In litigation, the judges are typically appointed by the state and the state law prevails at the venue decided by the jurisdiction under which the case falls. This is construed as a strict and formal proceeding. On the contrary, in arbitration here is freedom without limits with respect to all these aspects. The litigation process is completely out of control of the parties to the case who have to be a the mercy of the advocates, lawyers and barristers who fight the case on their behalf and can turn he case the way they like by their mastery over language. Whereas in case of arbitration, the case is more personal to the parties as they fight it and argue on their own, for themselves and for their benefit. Thus, gain or loss belongs to the parties themselves (Kolkey et. al, 2012).
Types of Arbitration
The time and costs involved in litigation are also high as the court fees, barrister fees, etc have to be met and the court keeps giving newer dates for the producing of evidences. Arbitration cannot be called a less expensive approach at all times, but it is definitely less time consuming. On the other hand, court involves a lot of time and is expensive too (Paul, 2010). The privacy and confidentiality are the two important aspects that can be efficiently maintained in the arbitration proceedings.
Due to the widespread globalization today, the impact of one particular court order can be seen on other transactions also. As seen in a recent case of Yukos, Russia’s largest oil private player which filed for bankruptcy in Texas, the Russian Government could not force the sale of assets of the company as it had obtained an injunction order against the sale in Texas.
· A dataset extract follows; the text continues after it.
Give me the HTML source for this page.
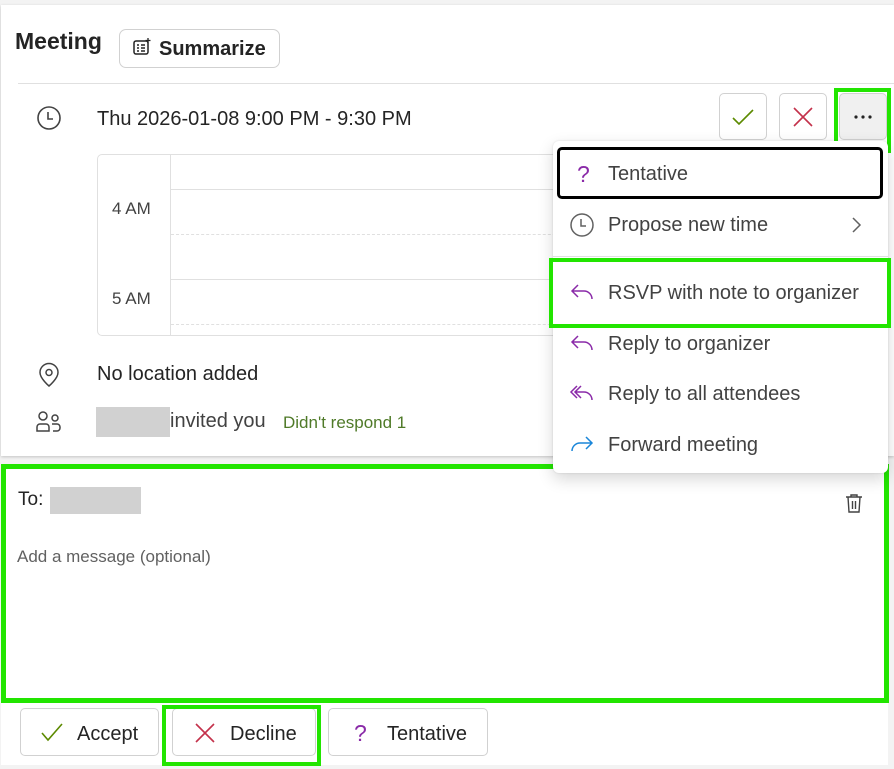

Deutsche Bank also refused to finance a party participating in the sale of the assets of Yukos. Thus, it can be seen that the commercial and global parties are impacted by court orders and so to avoid all this, international arbitration can be seen as a mechanism for the resolution of disputes by enabling the parties to draft favorable contractual terms (Horton, 2012).
Off late, private oil, players are subject to criticisms due to the massive profits they make and are subject to frequent scrutiny by the taxation authorities for the windfall profits, at the same time the pay packages of the top executives are under scanner. The litigation process in the courts makes a lot of information public that can be avoided through international arbitration (Born, 2014).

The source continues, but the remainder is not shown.